Tom’s other on-loan newbie, Nikola Petković, offered width on the left-side from full-back, while Dmitri Michov was the midfield hustle that contrasted with the – infrequently seen – grace of Kim.
That the Korean was unable to pick his passes at will owed largely to the energy Zenit put into pressing the ball. Aleksandr Bukharov was particularly hard-working, never allowing anyone near him a moment’s peace.
But the deadlock was broken so early on in the game that a different pattern of play hadn’t been allowed to develop. The goal came when Petković clumsily bundled Danilo Lazović’s step inside, and the felled Serb dusted himself off to take the set-piece. A right-footed driven cross easily evaded a badly-positioned two-man wall, hanging at the awkward height that’s neither tummy nor head. Kim Nam-Il for one was certainly stumped by the difficult free-kick, the ball brushing his scalp and bouncing in off the unfortunate Dmitri Smirnov, who was stood behind him.

The takes on 4-5-1 that both adopted as half time approached. Ironically, Tom's bore a resemblance to the famous 4-6-0 Spalletti himself pioneered with Roma.
As half-time neared, both Spalletti and Valeri Nepomniachi changed formations. Realising that all the play was centrally-aligned, the pair tried instigating a stalemate by switching to 4-5-1.
This increased the fluidity of Tom’s movement in the final-third, but unfortunately, left the Siberians exposed to game-killing counter-attacks such as the one that saw Bukharov score Zenit’s second.
Danny, like Vladimir Bystrov, hovered on the fringes of the game. Both were eventually substituted (the former at half time, with one eye on the midweek Europa League tie at Anderlecht), though there were flashes of their genius.
Both players are masterful in their own right – carrying the ball at pace and knowing where they want to give it well before making the pass being a shared attribute.
It was the Portuguese international who carried that particular threat in first half injury-time, bringing from his own half to push the away side’s defence into their own box.
Smirnov, clearly frustrated at being dictated to in this way, zoomed out, slipped, and left his colleagues bare to deal with the sharp through-ball. Sergei Pareiko was quick off his line, but Bukharov was quicker and made it 2-0.
Konstantin Zyryanov added guile, ghosts and invention to the centre of midfield as Zenit went 4-1-4-1 for the second half – the tidy bridger Roman Shirokov, sent off in injury time for flailing an arm, alongside him.
Deeper in the midfield was Sergei Semak. The ability of the former Rubin Kazan man to pick out a penetrative through-ball from anywhere on the pitch is still arguably unrivalled by any other player in Russia.
The St. Petersburg side, still unbeaten in the league this season, comfortably held on to their lead, and could have increased it were they not guilty of trying to plaster the cake in so much icing.
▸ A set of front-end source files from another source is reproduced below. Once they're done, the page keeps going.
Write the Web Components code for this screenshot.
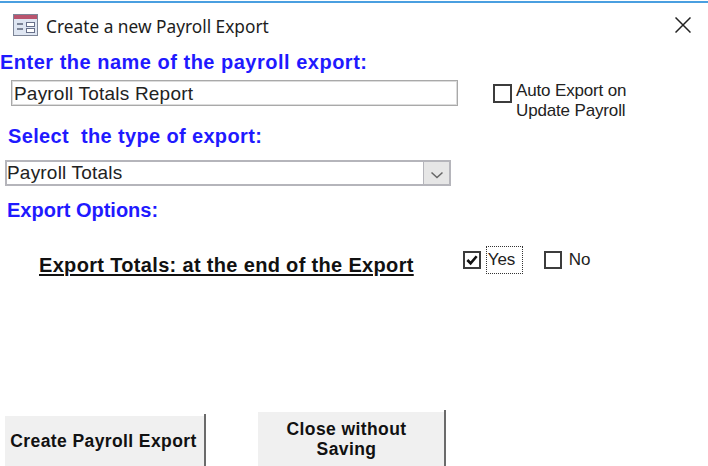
<!DOCTYPE html>
<html>
<head>
<meta charset="utf-8">
<title>Create a new Payroll Export</title>
<style>
  html, body { margin: 0; padding: 0; background: #fff; }
</style>
</head>
<body>
<export-window>
  <span slot="title">Create a new Payroll Export</span>

  <form-heading indent="0" top="3" spacing="0.5">Enter the name of the payroll export:</form-heading>

  <div style="display:flex; align-items:flex-start; margin-top:6px;">
    <text-field value="Payroll Totals Report"></text-field>
    <check-option style="margin-left:35px; margin-top:1px; --box-top:3px; --box-size:15px; --label-gap:4px;">Auto Export on<br>Update Payroll</check-option>
  </div>

  <form-heading indent="8" top="3" spacing="0.36">Select&nbsp; the type of export:</form-heading>
  <combo-field value="Payroll Totals"></combo-field>
  <form-heading indent="7" top="12" spacing="0">Export Options:</form-heading>

  <div style="display:flex; align-items:flex-start; margin-top:31px;">
    <option-label>Export Totals: at the end of the Export</option-label>
    <check-option style="margin-left:49px; margin-top:-2px; --box-top:0px;" checked focused>Yes</check-option>
    <check-option style="margin-left:21px; margin-top:-3px; --box-top:1px;">No</check-option>
  </div>

  <div slot="actions" style="display:flex; align-items:flex-end; padding-left:5px;">
    <action-button style="width:201px; height:50px; padding-right:4px;">Create Payroll Export</action-button>
    <action-button style="width:188px; height:54px; margin-left:52px; padding-right:11px;">Close without<br>Saving</action-button>
  </div>
</export-window>

<script>
class ExportWindow extends HTMLElement {
  constructor() {
    super();
    this.attachShadow({ mode: "open" });
    this.shadowRoot.innerHTML = `
      <style>
        :host {
          display: flex;
          flex-direction: column;
          width: 708px;
          height: 466px;
          box-sizing: border-box;
          padding-top: 1px;
          background: #fff;
          overflow: hidden;
        }
        .frame {
          flex: 1;
          display: flex;
          flex-direction: column;
          border-top: 2px solid #4a9fe0;
          min-height: 0;
        }
        .bar {
          display: flex;
          align-items: center;
          height: 44px;
          padding: 0 17px 0 13px;
          flex: none;
        }
        .bar svg.app { width: 25px; height: 24px; flex: none; }
        .bar .title {
          margin-left: 8px;
          padding-top: 3px;
          flex: 1;
          font: 17.3px "Noto Sans", "Open Sans", sans-serif;
          color: #1d1d1d;
        }
        .bar svg.close { width: 16px; height: 16px; flex: none; }
        .body { flex: 1; min-height: 0; }
        .actions { flex: none; }
      </style>
      <div class="frame">
        <div class="bar">
          <svg class="app" viewBox="0 0 25 24">
            <rect x="0.5" y="1.5" width="24" height="21" fill="#dfe6f2" stroke="#7d8597"/>
            <rect x="1" y="2" width="23" height="4" fill="#b9546e"/>
            <path d="M4 11h6M4 16h6" stroke="#5c6478" stroke-width="1.4"/>
            <rect x="13.5" y="9.5" width="8" height="4" fill="#fff" stroke="#68708a"/>
            <rect x="13.5" y="15.5" width="8" height="4" fill="#fff" stroke="#68708a"/>
          </svg>
          <span class="title"><slot name="title"></slot></span>
          <svg class="close" viewBox="0 0 16 16">
            <path d="M0.5 0.5L15.5 15.5M15.5 0.5L0.5 15.5" stroke="#222" stroke-width="1.5" fill="none"/>
          </svg>
        </div>
        <div class="body"><slot></slot></div>
        <div class="actions"><slot name="actions"></slot></div>
      </div>
    `;
  }
}

class FormHeading extends HTMLElement {
  constructor() {
    super();
    this.attachShadow({ mode: "open" });
    this.shadowRoot.innerHTML = `
      <style>
        :host {
          display: block;
          font: bold 20px/24px "Liberation Sans", Arial, sans-serif;
          color: #1f1aff;
          white-space: nowrap;
        }
      </style>
      <slot></slot>
    `;
  }

  connectedCallback() {
    this.style.paddingLeft = (this.getAttribute("indent") || 0) + "px";
    this.style.marginTop = (this.getAttribute("top") || 0) + "px";
    this.style.letterSpacing = (this.getAttribute("spacing") || 0) + "px";
  }
}

class TextField extends HTMLElement {
  constructor() {
    super();
    this.attachShadow({ mode: "open" });
    this.shadowRoot.innerHTML = `
      <style>
        :host {
          display: block;
          flex: none;
          width: 447px;
          height: 26px;
          margin-left: 11px;
          box-sizing: border-box;
          border: 1px solid #a9a9a9;
          outline: 1px solid #dcdcdc;
          outline-offset: -2px;
          padding-left: 2px;
          font: 19px/26px "Liberation Sans", Arial, sans-serif;
          letter-spacing: 0.2px;
          color: #222;
          white-space: nowrap;
        }
      </style>
      <span id="value"></span>
    `;
  }

  connectedCallback() {
    this.shadowRoot.getElementById("value").textContent = this.getAttribute("value");
  }
}

class ComboField extends HTMLElement {
  constructor() {
    super();
    this.attachShadow({ mode: "open" });
    this.shadowRoot.innerHTML = `
      <style>
        :host {
          display: flex;
          width: 446px;
          height: 26px;
          margin: 12px 0 0 5px;
          box-sizing: border-box;
          border: 2px solid #b5b5bb;
          font: 19px/22px "Liberation Sans", Arial, sans-serif;
          letter-spacing: 0.2px;
          color: #222;
        }
        .text { flex: 1; white-space: nowrap; }
        .arrow {
          width: 25px;
          background: #e6e6e6;
          border-left: 1px solid #b5b5bb;
          display: flex;
          align-items: center;
          justify-content: center;
        }
        svg { width: 14px; height: 8px; margin-top: 4px; }
      </style>
      <span class="text" id="value"></span>
      <span class="arrow">
        <svg viewBox="0 0 14 8"><path d="M1.5 1.5L7 6.5L12.5 1.5" stroke="#666" stroke-width="1.5" fill="none"/></svg>
      </span>
    `;
  }

  connectedCallback() {
    this.shadowRoot.getElementById("value").textContent = this.getAttribute("value");
  }
}

class OptionLabel extends HTMLElement {
  constructor() {
    super();
    this.attachShadow({ mode: "open" });
    this.shadowRoot.innerHTML = `
      <style>
        :host {
          display: block;
          flex: none;
          margin-left: 39px;
          font: bold 20px/24px "Liberation Sans", Arial, sans-serif;
          letter-spacing: 0.33px;
          color: #111;
          text-decoration: underline;
          text-decoration-thickness: 2px;
          text-underline-offset: 2px;
          white-space: nowrap;
        }
      </style>
      <slot></slot>
    `;
  }
}

class CheckOption extends HTMLElement {
  constructor() {
    super();
    this.attachShadow({ mode: "open" });
    this.shadowRoot.innerHTML = `
      <style>
        :host {
          display: flex;
          align-items: flex-start;
          flex: none;
          font: 17px/20px "Liberation Sans", Arial, sans-serif;
          letter-spacing: -0.15px;
          color: #222;
          white-space: nowrap;
        }
        .box {
          width: var(--box-size, 14px);
          height: var(--box-size, 14px);
          flex: none;
          border: 2px solid #3c3c3c;
          margin-top: var(--box-top, 0);
          display: flex;
        }
        svg { width: 100%; height: 100%; visibility: hidden; }
        :host([checked]) svg { visibility: visible; }
        .label { margin-left: var(--label-gap, 7px); }
        :host([focused]) .label {
          margin-left: 5px;
          width: 37px;
          height: 28px;
          padding-left: 2px;
          margin-top: -5px;
          line-height: 27px;
          box-sizing: border-box;
          outline: 1px dotted #333;
          outline-offset: -1px;
        }
      </style>
      <span class="box">
        <svg viewBox="0 0 15 15"><path d="M2.5 7.5L6 11L12.5 3.5" stroke="#111" stroke-width="2.8" fill="none"/></svg>
      </span>
      <span class="label"><slot></slot></span>
    `;
  }
}

class ActionButton extends HTMLElement {
  constructor() {
    super();
    this.attachShadow({ mode: "open" });
    this.shadowRoot.innerHTML = `
      <style>
        :host {
          display: flex;
          position: relative;
          align-items: center;
          justify-content: center;
          flex: none;
          box-sizing: border-box;
          background: #f0f0f0;
          padding-right: 2px;
          font: bold 17.5px/20px "Liberation Sans", Arial, sans-serif;
          letter-spacing: 0.4px;
          color: #111;
          text-align: center;
        }
        /* the right edge line pokes a little above the face */
        :host::after {
          content: "";
          position: absolute;
          top: -2px;
          right: 0;
          bottom: 0;
          width: 2px;
          background: #6b6b6b;
        }
      </style>
      <span><slot></slot></span>
    `;
  }
}

customElements.define("export-window", ExportWindow);
customElements.define("form-heading", FormHeading);
customElements.define("text-field", TextField);
customElements.define("combo-field", ComboField);
customElements.define("option-label", OptionLabel);
customElements.define("check-option", CheckOption);
customElements.define("action-button", ActionButton);
</script>
</body>
</html>
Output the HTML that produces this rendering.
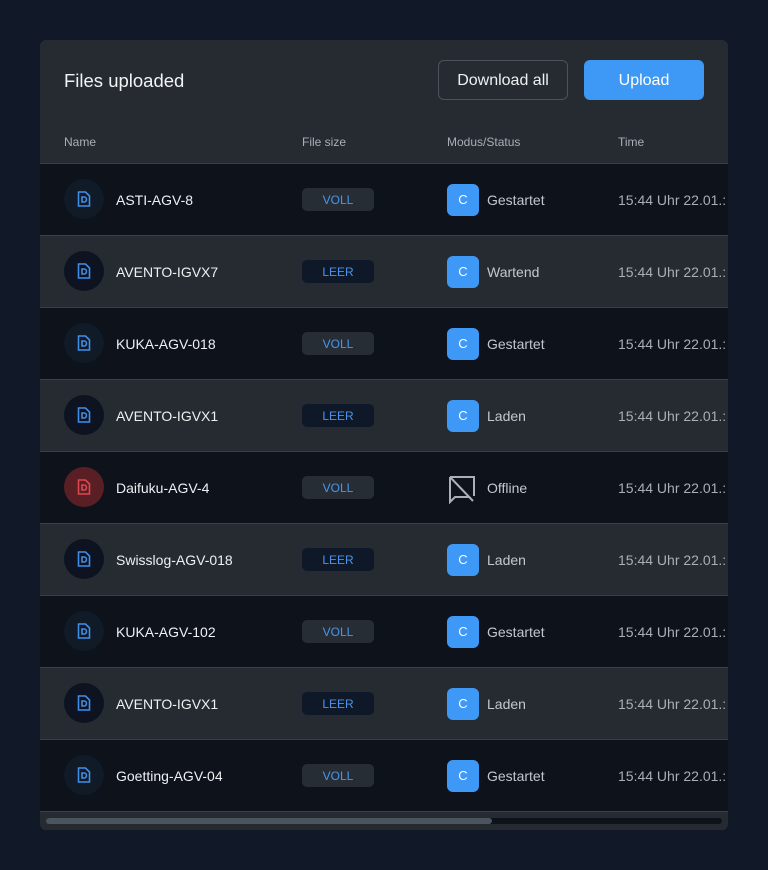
<!DOCTYPE html>
<html><head><style>
*{box-sizing:border-box;margin:0;padding:0}
body{width:768px;height:870px;background:#111827;font-family:"Liberation Sans",sans-serif;position:relative;overflow:hidden}
.card{position:absolute;left:40px;top:40px;width:688px;height:790px;background:#262b32;border-radius:6px;overflow:hidden}
.title{position:absolute;left:24px;top:30px;font-size:18.5px;color:#f1f3f5}
.btn1{position:absolute;left:398px;top:20px;width:130px;height:40px;border:1px solid #4b525b;border-radius:6px;color:#eef0f2;font-size:16px;text-align:center;line-height:40px}
.btn2{position:absolute;left:544px;top:20px;width:120px;height:40px;background:#3e98f5;border-radius:6px;color:#fff;font-size:16px;text-align:center;line-height:41px}
.th{position:absolute;top:95px;font-size:12px;color:#a9afb6}
.row{position:absolute;left:0;width:688px;height:72px;border-top:1px solid #3a4048}
.row.d{background:#0d121b}
.row.l{background:#262b32}
.ic{position:absolute;left:24px;top:15px;width:40px;height:40px;border-radius:50%;background:#111a27}
.row.l .ic{background:#0d1320}
.ic svg{position:absolute;left:13px;top:12px}
.nm{position:absolute;left:76px;top:28px;font-size:14px;color:#eef0f2}
.tag{position:absolute;left:262px;top:24px;width:72px;height:23px;border-radius:5px;font-size:12px;text-align:center;line-height:24px;color:#4a95ec}
.row.d .tag{background:#272d35}
.row.l .tag{background:#0f1828}
.c{position:absolute;left:407px;top:20px;width:32px;height:32px;border-radius:6px;background:#3e98f5;color:#fff;font-size:13px;text-align:center;line-height:32px}
.st{position:absolute;left:447px;top:28px;font-size:14px;color:#c3c8ce}
.tm{position:absolute;left:578px;top:28px;font-size:14px;color:#a9afb6;white-space:nowrap}
.sb{position:absolute;left:6px;top:778px;width:676px;height:6px;border-radius:3px;background:#0d121b}
.sb div{width:446px;height:6px;border-radius:3px;background:#4b555e}
</style></head><body>
<div class="card">
<div class="title">Files uploaded</div>
<div class="btn1">Download all</div>
<div class="btn2">Upload</div>
<div class="th" style="left:24px">Name</div>
<div class="th" style="left:262px">File size</div>
<div class="th" style="left:407px">Modus/Status</div>
<div class="th" style="left:578px">Time</div>

<div class="row d" style="top:123px"><div class="ic"><svg width="14" height="16" viewBox="0 0 14 16" fill="none" stroke="#3e8ee8" stroke-width="1.6"><path d="M1.5 1h7l4 4v10h-11z"/><path d="M5 6h2a2.5 2.5 0 0 1 0 5H5z"/></svg></div><div class="nm">ASTI-AGV-8</div><div class="tag">VOLL</div><div class="c">C</div><div class="st">Gestartet</div><div class="tm">15:44 Uhr 22.01.:</div></div>
<div class="row l" style="top:195px"><div class="ic"><svg width="14" height="16" viewBox="0 0 14 16" fill="none" stroke="#3e8ee8" stroke-width="1.6"><path d="M1.5 1h7l4 4v10h-11z"/><path d="M5 6h2a2.5 2.5 0 0 1 0 5H5z"/></svg></div><div class="nm">AVENTO-IGVX7</div><div class="tag">LEER</div><div class="c">C</div><div class="st">Wartend</div><div class="tm">15:44 Uhr 22.01.:</div></div>
<div class="row d" style="top:267px"><div class="ic"><svg width="14" height="16" viewBox="0 0 14 16" fill="none" stroke="#3e8ee8" stroke-width="1.6"><path d="M1.5 1h7l4 4v10h-11z"/><path d="M5 6h2a2.5 2.5 0 0 1 0 5H5z"/></svg></div><div class="nm">KUKA-AGV-018</div><div class="tag">VOLL</div><div class="c">C</div><div class="st">Gestartet</div><div class="tm">15:44 Uhr 22.01.:</div></div>
<div class="row l" style="top:339px"><div class="ic"><svg width="14" height="16" viewBox="0 0 14 16" fill="none" stroke="#3e8ee8" stroke-width="1.6"><path d="M1.5 1h7l4 4v10h-11z"/><path d="M5 6h2a2.5 2.5 0 0 1 0 5H5z"/></svg></div><div class="nm">AVENTO-IGVX1</div><div class="tag">LEER</div><div class="c">C</div><div class="st">Laden</div><div class="tm">15:44 Uhr 22.01.:</div></div>
<div class="row d" style="top:411px"><div class="ic" style="background:#5a1e25"><svg width="14" height="16" viewBox="0 0 14 16" fill="none" stroke="#e0464f" stroke-width="1.6"><path d="M1.5 1h7l4 4v10h-11z"/><path d="M5 6h2a2.5 2.5 0 0 1 0 5H5z"/></svg></div><div class="nm">Daifuku-AGV-4</div><div class="tag">VOLL</div><svg style="position:absolute;left:408px;top:22px" width="30" height="30" viewBox="0 0 30 30" fill="none" stroke="#aab0b7" stroke-width="2"><path d="M2 3h24v19M2 3v25l5-5h15"/><path d="M2 3l23 24"/></svg><div class="st">Offline</div><div class="tm">15:44 Uhr 22.01.:</div></div>
<div class="row l" style="top:483px"><div class="ic"><svg width="14" height="16" viewBox="0 0 14 16" fill="none" stroke="#3e8ee8" stroke-width="1.6"><path d="M1.5 1h7l4 4v10h-11z"/><path d="M5 6h2a2.5 2.5 0 0 1 0 5H5z"/></svg></div><div class="nm">Swisslog-AGV-018</div><div class="tag">LEER</div><div class="c">C</div><div class="st">Laden</div><div class="tm">15:44 Uhr 22.01.:</div></div>
<div class="row d" style="top:555px"><div class="ic"><svg width="14" height="16" viewBox="0 0 14 16" fill="none" stroke="#3e8ee8" stroke-width="1.6"><path d="M1.5 1h7l4 4v10h-11z"/><path d="M5 6h2a2.5 2.5 0 0 1 0 5H5z"/></svg></div><div class="nm">KUKA-AGV-102</div><div class="tag">VOLL</div><div class="c">C</div><div class="st">Gestartet</div><div class="tm">15:44 Uhr 22.01.:</div></div>
<div class="row l" style="top:627px"><div class="ic"><svg width="14" height="16" viewBox="0 0 14 16" fill="none" stroke="#3e8ee8" stroke-width="1.6"><path d="M1.5 1h7l4 4v10h-11z"/><path d="M5 6h2a2.5 2.5 0 0 1 0 5H5z"/></svg></div><div class="nm">AVENTO-IGVX1</div><div class="tag">LEER</div><div class="c">C</div><div class="st">Laden</div><div class="tm">15:44 Uhr 22.01.:</div></div>
<div class="row d" style="top:699px;border-bottom:1px solid #3a4048;height:73px"><div class="ic"><svg width="14" height="16" viewBox="0 0 14 16" fill="none" stroke="#3e8ee8" stroke-width="1.6"><path d="M1.5 1h7l4 4v10h-11z"/><path d="M5 6h2a2.5 2.5 0 0 1 0 5H5z"/></svg></div><div class="nm">Goetting-AGV-04</div><div class="tag">VOLL</div><div class="c">C</div><div class="st">Gestartet</div><div class="tm">15:44 Uhr 22.01.:</div></div>
<div class="sb"><div></div></div>
</div>
</body></html>
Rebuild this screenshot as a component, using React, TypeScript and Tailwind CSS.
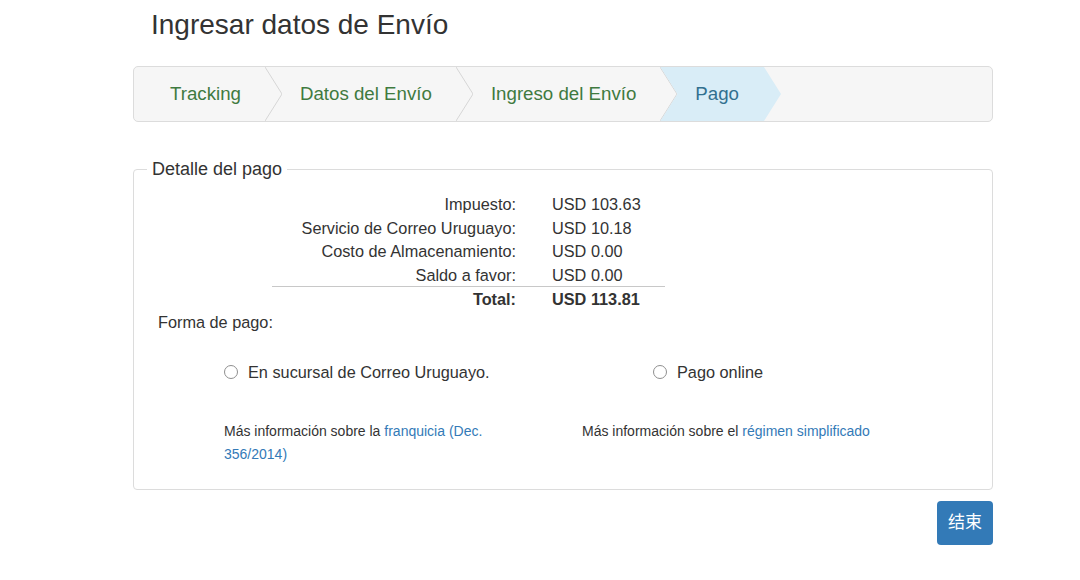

The full-backs were finally allowed to push forward as the game petered out. Aleksandr Anyukov had put in a bruising shift at right-back, and relished the greater freedom after Smirnov collected a second yellow card, reducing the visitors to ten men.
Tom thus ended the match in a 3-3-1-2 – a natural evolution from the 2-4-2-1-1 they’d started to edge forward with on Pareiko’s long goal-kicks.
For all their tenacity in the opponent’s half, Nepomniachi’s side had a paucity of cutting-edge up top. They did put the ball in the net mind – Klimov shoving Lukovic into an own-goal for that aforementioned late flagged-foul.
Zenit were never shaken out of playing on auto-pilot, and Aleksandr Kerzhakov came on to entertain a crowd bored enough to wheel out the flares with some fancy but pointless pirouettes.
With just ten rounds of the Russian Premier League season remaining, Zenit St. Petersburg hold a nine-point lead over second-placed Rubin – and have a game in hand.
Meanwhile, woeful form on the road has seen Tom Tomsk fall to ninth – 12 points clear of the relegation zone (both Krylya and Tom’s fellow Siberians Novosibirsk look doomed), but now four points adrift from the final Europa League spot.